A contact region 15 of the second conductivity type having a higher doping concentration than the base region 14 is provided on the upper surface of the base region 14 of the mesa section 60. The contact regions 15 of the present example are of P+ types. The well region 11 may be provided apart from a contact region 15 that is arranged at the farthest end in the Y-axis direction and to a direction of the gate metal layer 50 on the upper surface of the semiconductor substrate 10. The base region 14 is exposed between the well region 11 and the contact region 15 on the upper surface of the semiconductor substrate 10.

In the transistor section 70, the emitter region 12 of the first conductivity type having a higher doping concentration than a drift region inside the semiconductor substrate 10 is selectively provided on an upper surface of a mesa section 60-1. The emitter regions 12 of the present example are of (N+)-type. The base region 14 contacting the emitter region 12 in the depth direction of the semiconductor substrate 10 (-Z-axis direction) is partially in contact with the gate trench section 40, and the contacting portion functions as a channel portion. The base region 14 being provided between the emitter region 12 and the drift region in the Z-axis direction is partially in contact with the gate trench section 40, and an inversion layer of electrons that is a channel is formed to the contacting portion when an on-voltage is applied to the gate trench section 40. The channel formed in the base region 14 allows carriers to flow between the emitter region 12 and the drift region.

In the present example, base regions 14-e are arranged at both ends of each mesa section 60 in the Y-axis direction. In the present example, the contact region 15 is in contact with the base region 14-e at the center side of the upper surface of each mesa section 60. The well region 11 is in contact with the base region 14-e on the opposite side from the contact region 15.

In the mesa section 60-1 in the transistor section 70 of the present example, the contact region 15 and the emitter region 12 are arranged alternately along the Y-axis direction in a region sandwiched by the base regions 14-e at both ends in the Y-axis direction. Each of the contact region 15 and the emitter region 12 is provided from trench sections of one side sandwiching the mesa section 60-1 in the X-axis direction to trench sections at the other side.
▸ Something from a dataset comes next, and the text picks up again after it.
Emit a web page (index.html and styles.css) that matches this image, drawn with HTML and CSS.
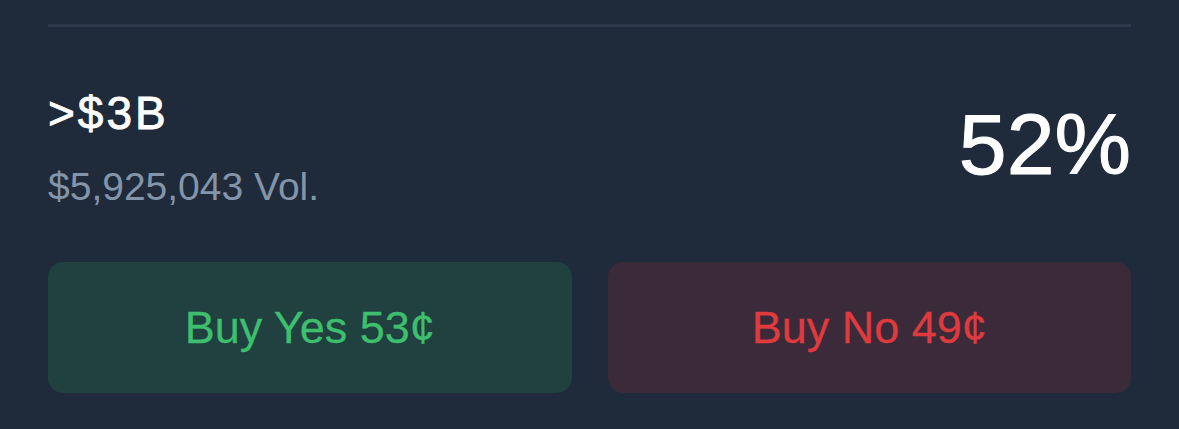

In one or more mesa sections 60-2 provided at the boundary with the diode section 80 from among the mesa sections 60 in the transistor section 70, a contact region 15 having a larger area than a contact region 15 in a mesa section 60-1 is provided. The emitter region 12 may not be provided in a mesa section 60-2. In a mesa section 60-2 of the present example, a contact region 15 is provided in the entire region sandwiched by base regions 14-e.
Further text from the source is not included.